Ep 43: Doubt, Identity, and Vulnerability with Bad Ass Ultra Runner Devon Yanko

Devon and I on the Women Run Strong Panel before the 2017 London Marathon. 

Devon and I on the Women Run Strong Panel before the 2017 London Marathon. 

As if running 30-100 miles (often up mountains) isn't super human enough, imagine being one of the greatest ultra runners in the world. Well, Devon Yanko doesn't have to imagine it, she is one of the strongest ultra runners around. 

I could sit here and list her many accolades (OK, I'll list a few--from placing third in the 2016 Western States 100 to qualifying for and competing in the 2012 Olympic Marathon Trials (CLICK HERE to see Devon's race highlights), Devon is known for kicking ass and taking names both on the roads and on the trails. But what I love about Devon isn't just that she knows how to run her heart out, it's that she runs with her heart.

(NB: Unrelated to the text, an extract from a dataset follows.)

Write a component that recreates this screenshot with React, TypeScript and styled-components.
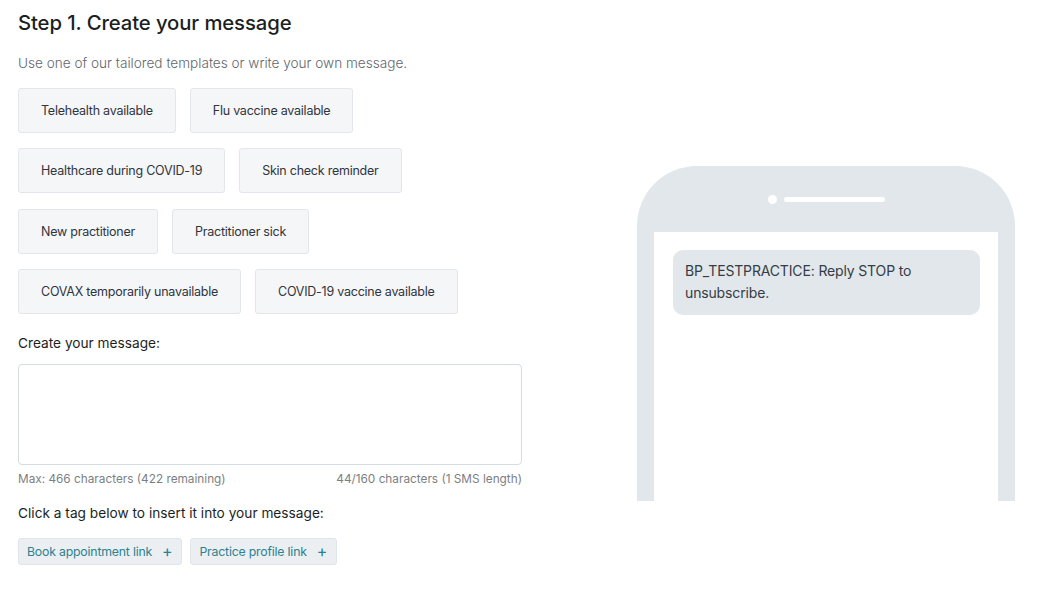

I know that sounds cheesy but I could sit and talk to Devon about life, running, set backs, break throughs, feeling defeated, inspired, or what it means to be a strong woman all day long. It's so rare to find professional athletes open up about what it's like to be a leader in the field and still have everything they say be so incredibly relatable. But with Devon, it doesn't matter if you're an ultra marathoner or if you just got bit by the running bug, she'll remind you that we all struggle. But if you take it one step at a time and invest in believing in yourself, you can't lose.

CLICK HERE to watch Life In A Day, the incredible documentary shot during Western States. (It's incredible.)

To learn more about Devon, you can keep up with her on Instagram, Twitter, on her website, or on Strava.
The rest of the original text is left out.